'''
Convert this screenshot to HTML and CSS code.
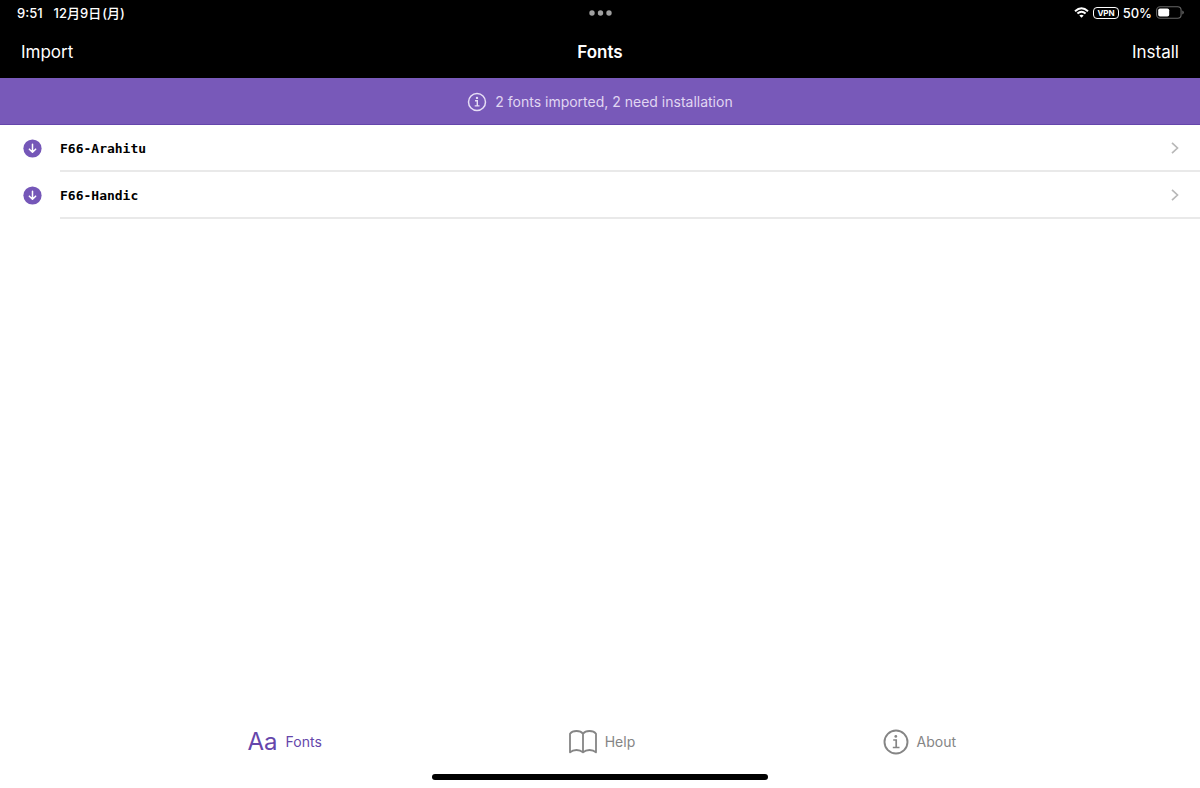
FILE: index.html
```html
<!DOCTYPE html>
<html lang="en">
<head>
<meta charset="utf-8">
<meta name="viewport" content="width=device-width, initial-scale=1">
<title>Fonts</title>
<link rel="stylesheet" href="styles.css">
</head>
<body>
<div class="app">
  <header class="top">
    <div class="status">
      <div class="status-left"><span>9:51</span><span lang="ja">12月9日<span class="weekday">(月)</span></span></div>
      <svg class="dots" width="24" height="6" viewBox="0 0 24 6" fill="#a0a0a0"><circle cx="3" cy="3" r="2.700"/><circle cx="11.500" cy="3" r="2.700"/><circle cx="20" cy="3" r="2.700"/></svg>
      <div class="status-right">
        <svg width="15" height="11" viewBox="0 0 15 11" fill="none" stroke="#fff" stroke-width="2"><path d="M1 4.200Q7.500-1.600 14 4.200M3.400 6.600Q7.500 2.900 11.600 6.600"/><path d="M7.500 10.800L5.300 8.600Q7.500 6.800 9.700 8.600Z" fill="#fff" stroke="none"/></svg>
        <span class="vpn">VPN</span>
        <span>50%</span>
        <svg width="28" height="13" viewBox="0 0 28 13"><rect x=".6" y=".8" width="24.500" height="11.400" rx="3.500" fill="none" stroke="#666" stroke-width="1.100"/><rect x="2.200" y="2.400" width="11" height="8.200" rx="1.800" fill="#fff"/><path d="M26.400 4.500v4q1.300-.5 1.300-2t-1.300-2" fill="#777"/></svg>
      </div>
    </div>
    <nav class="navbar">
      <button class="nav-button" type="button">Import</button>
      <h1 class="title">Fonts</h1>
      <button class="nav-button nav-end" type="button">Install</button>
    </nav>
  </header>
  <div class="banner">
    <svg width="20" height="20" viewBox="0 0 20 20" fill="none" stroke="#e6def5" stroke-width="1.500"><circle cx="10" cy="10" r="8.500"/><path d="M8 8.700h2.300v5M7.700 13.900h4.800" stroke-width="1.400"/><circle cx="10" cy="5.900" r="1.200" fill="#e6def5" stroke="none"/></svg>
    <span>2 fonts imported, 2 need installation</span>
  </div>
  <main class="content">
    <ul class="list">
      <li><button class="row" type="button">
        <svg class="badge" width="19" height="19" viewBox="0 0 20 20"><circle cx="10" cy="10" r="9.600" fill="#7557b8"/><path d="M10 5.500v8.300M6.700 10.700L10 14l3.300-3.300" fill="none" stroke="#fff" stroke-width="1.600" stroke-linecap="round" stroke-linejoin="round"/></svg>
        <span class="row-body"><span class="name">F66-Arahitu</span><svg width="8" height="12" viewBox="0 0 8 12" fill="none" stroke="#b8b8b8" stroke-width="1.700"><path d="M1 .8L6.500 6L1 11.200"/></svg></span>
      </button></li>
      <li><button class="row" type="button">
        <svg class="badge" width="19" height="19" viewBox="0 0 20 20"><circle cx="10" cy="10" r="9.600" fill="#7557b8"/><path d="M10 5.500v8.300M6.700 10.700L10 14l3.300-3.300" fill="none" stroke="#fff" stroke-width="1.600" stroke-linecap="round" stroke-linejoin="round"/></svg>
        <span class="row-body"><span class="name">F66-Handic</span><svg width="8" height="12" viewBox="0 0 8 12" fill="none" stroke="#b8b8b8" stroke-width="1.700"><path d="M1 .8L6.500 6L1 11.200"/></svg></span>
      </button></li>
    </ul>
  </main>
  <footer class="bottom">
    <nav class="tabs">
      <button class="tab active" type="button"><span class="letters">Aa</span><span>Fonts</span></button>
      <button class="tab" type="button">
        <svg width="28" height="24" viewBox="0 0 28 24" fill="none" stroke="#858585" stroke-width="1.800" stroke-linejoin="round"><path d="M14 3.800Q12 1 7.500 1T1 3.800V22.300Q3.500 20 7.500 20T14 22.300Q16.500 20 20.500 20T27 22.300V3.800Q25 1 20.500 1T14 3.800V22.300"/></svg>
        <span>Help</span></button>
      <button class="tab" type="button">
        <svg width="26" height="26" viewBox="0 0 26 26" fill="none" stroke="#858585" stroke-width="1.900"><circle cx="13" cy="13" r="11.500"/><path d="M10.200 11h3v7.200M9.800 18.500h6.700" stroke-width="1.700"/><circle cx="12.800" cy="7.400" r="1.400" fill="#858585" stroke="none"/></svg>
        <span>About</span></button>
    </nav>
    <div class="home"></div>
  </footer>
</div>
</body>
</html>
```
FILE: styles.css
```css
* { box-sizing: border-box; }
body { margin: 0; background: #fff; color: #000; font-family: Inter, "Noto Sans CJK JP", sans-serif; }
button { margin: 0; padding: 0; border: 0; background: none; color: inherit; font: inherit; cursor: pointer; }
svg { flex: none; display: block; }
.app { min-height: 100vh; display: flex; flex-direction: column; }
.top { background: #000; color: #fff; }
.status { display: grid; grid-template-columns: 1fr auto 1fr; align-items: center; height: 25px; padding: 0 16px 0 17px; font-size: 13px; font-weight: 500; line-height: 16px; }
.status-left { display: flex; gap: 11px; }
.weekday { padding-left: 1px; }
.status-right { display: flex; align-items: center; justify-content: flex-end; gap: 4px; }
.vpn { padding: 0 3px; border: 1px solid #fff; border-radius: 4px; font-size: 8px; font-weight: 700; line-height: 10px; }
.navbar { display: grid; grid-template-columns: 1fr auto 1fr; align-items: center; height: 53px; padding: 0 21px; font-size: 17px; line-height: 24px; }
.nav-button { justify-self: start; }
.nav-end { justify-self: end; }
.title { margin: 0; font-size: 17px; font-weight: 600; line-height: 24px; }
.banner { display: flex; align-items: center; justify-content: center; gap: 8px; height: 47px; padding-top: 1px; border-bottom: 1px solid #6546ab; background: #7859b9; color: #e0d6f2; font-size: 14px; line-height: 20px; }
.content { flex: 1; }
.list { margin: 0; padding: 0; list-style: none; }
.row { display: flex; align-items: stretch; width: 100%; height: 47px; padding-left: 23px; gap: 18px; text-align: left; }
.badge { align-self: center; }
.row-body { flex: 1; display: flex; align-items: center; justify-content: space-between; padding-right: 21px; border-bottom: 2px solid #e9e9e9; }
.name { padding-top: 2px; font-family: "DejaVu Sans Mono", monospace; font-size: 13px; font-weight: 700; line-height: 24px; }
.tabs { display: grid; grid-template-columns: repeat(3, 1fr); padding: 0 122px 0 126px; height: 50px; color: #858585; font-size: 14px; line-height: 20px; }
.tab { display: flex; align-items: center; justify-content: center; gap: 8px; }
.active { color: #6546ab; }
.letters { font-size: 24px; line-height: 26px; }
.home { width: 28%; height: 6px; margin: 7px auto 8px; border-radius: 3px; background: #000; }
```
'''
> **Given problem**: Without the images, write out each line of the data verbatim.

> **Result for this task**:
Convert this screenshot to HTML and CSS code.
FILE: index.html
```html
<!DOCTYPE html>
<html lang="en">
<head>
<meta charset="utf-8">
<meta name="viewport" content="width=device-width, initial-scale=1">
<title>Fonts</title>
<link rel="stylesheet" href="styles.css">
</head>
<body>
<div class="app">
  <header class="top">
    <div class="status">
      <div class="status-left"><span>9:51</span><span lang="ja">12月9日<span class="weekday">(月)</span></span></div>
      <svg class="dots" width="24" height="6" viewBox="0 0 24 6" fill="#a0a0a0"><circle cx="3" cy="3" r="2.700"/><circle cx="11.500" cy="3" r="2.700"/><circle cx="20" cy="3" r="2.700"/></svg>
      <div class="status-right">
        <svg width="15" height="11" viewBox="0 0 15 11" fill="none" stroke="#fff" stroke-width="2"><path d="M1 4.200Q7.500-1.600 14 4.200M3.400 6.600Q7.500 2.900 11.600 6.600"/><path d="M7.500 10.800L5.300 8.600Q7.500 6.800 9.700 8.600Z" fill="#fff" stroke="none"/></svg>
        <span class="vpn">VPN</span>
        <span>50%</span>
        <svg width="28" height="13" viewBox="0 0 28 13"><rect x=".6" y=".8" width="24.500" height="11.400" rx="3.500" fill="none" stroke="#666" stroke-width="1.100"/><rect x="2.200" y="2.400" width="11" height="8.200" rx="1.800" fill="#fff"/><path d="M26.400 4.500v4q1.300-.5 1.300-2t-1.300-2" fill="#777"/></svg>
      </div>
    </div>
    <nav class="navbar">
      <button class="nav-button" type="button">Import</button>
      <h1 class="title">Fonts</h1>
      <button class="nav-button nav-end" type="button">Install</button>
    </nav>
  </header>
  <div class="banner">
    <svg width="20" height="20" viewBox="0 0 20 20" fill="none" stroke="#e6def5" stroke-width="1.500"><circle cx="10" cy="10" r="8.500"/><path d="M8 8.700h2.300v5M7.700 13.900h4.800" stroke-width="1.400"/><circle cx="10" cy="5.900" r="1.200" fill="#e6def5" stroke="none"/></svg>
    <span>2 fonts imported, 2 need installation</span>
  </div>
  <main class="content">
    <ul class="list">
      <li><button class="row" type="button">
        <svg class="badge" width="19" height="19" viewBox="0 0 20 20"><circle cx="10" cy="10" r="9.600" fill="#7557b8"/><path d="M10 5.500v8.300M6.700 10.700L10 14l3.300-3.300" fill="none" stroke="#fff" stroke-width="1.600" stroke-linecap="round" stroke-linejoin="round"/></svg>
        <span class="row-body"><span class="name">F66-Arahitu</span><svg width="8" height="12" viewBox="0 0 8 12" fill="none" stroke="#b8b8b8" stroke-width="1.700"><path d="M1 .8L6.500 6L1 11.200"/></svg></span>
      </button></li>
      <li><button class="row" type="button">
        <svg class="badge" width="19" height="19" viewBox="0 0 20 20"><circle cx="10" cy="10" r="9.600" fill="#7557b8"/><path d="M10 5.500v8.300M6.700 10.700L10 14l3.300-3.300" fill="none" stroke="#fff" stroke-width="1.600" stroke-linecap="round" stroke-linejoin="round"/></svg>
        <span class="row-body"><span class="name">F66-Handic</span><svg width="8" height="12" viewBox="0 0 8 12" fill="none" stroke="#b8b8b8" stroke-width="1.700"><path d="M1 .8L6.500 6L1 11.200"/></svg></span>
      </button></li>
    </ul>
  </main>
  <footer class="bottom">
    <nav class="tabs">
      <button class="tab active" type="button"><span class="letters">Aa</span><span>Fonts</span></button>
      <button class="tab" type="button">
        <svg width="28" height="24" viewBox="0 0 28 24" fill="none" stroke="#858585" stroke-width="1.800" stroke-linejoin="round"><path d="M14 3.800Q12 1 7.500 1T1 3.800V22.300Q3.500 20 7.500 20T14 22.300Q16.500 20 20.500 20T27 22.300V3.800Q25 1 20.500 1T14 3.800V22.300"/></svg>
        <span>Help</span></button>
      <button class="tab" type="button">
        <svg width="26" height="26" viewBox="0 0 26 26" fill="none" stroke="#858585" stroke-width="1.900"><circle cx="13" cy="13" r="11.500"/><path d="M10.200 11h3v7.200M9.800 18.500h6.700" stroke-width="1.700"/><circle cx="12.800" cy="7.400" r="1.400" fill="#858585" stroke="none"/></svg>
        <span>About</span></button>
    </nav>
    <div class="home"></div>
  </footer>
</div>
</body>
</html>
```
FILE: styles.css
```css
* { box-sizing: border-box; }
body { margin: 0; background: #fff; color: #000; font-family: Inter, "Noto Sans CJK JP", sans-serif; }
button { margin: 0; padding: 0; border: 0; background: none; color: inherit; font: inherit; cursor: pointer; }
svg { flex: none; display: block; }
.app { min-height: 100vh; display: flex; flex-direction: column; }
.top { background: #000; color: #fff; }
.status { display: grid; grid-template-columns: 1fr auto 1fr; align-items: center; height: 25px; padding: 0 16px 0 17px; font-size: 13px; font-weight: 500; line-height: 16px; }
.status-left { display: flex; gap: 11px; }
.weekday { padding-left: 1px; }
.status-right { display: flex; align-items: center; justify-content: flex-end; gap: 4px; }
.vpn { padding: 0 3px; border: 1px solid #fff; border-radius: 4px; font-size: 8px; font-weight: 700; line-height: 10px; }
.navbar { display: grid; grid-template-columns: 1fr auto 1fr; align-items: center; height: 53px; padding: 0 21px; font-size: 17px; line-height: 24px; }
.nav-button { justify-self: start; }
.nav-end { justify-self: end; }
.title { margin: 0; font-size: 17px; font-weight: 600; line-height: 24px; }
.banner { display: flex; align-items: center; justify-content: center; gap: 8px; height: 47px; padding-top: 1px; border-bottom: 1px solid #6546ab; background: #7859b9; color: #e0d6f2; font-size: 14px; line-height: 20px; }
.content { flex: 1; }
.list { margin: 0; padding: 0; list-style: none; }
.row { display: flex; align-items: stretch; width: 100%; height: 47px; padding-left: 23px; gap: 18px; text-align: left; }
.badge { align-self: center; }
.row-body { flex: 1; display: flex; align-items: center; justify-content: space-between; padding-right: 21px; border-bottom: 2px solid #e9e9e9; }
.name { padding-top: 2px; font-family: "DejaVu Sans Mono", monospace; font-size: 13px; font-weight: 700; line-height: 24px; }
.tabs { display: grid; grid-template-columns: repeat(3, 1fr); padding: 0 122px 0 126px; height: 50px; color: #858585; font-size: 14px; line-height: 20px; }
.tab { display: flex; align-items: center; justify-content: center; gap: 8px; }
.active { color: #6546ab; }
.letters { font-size: 24px; line-height: 26px; }
.home { width: 28%; height: 6px; margin: 7px auto 8px; border-radius: 3px; background: #000; }
```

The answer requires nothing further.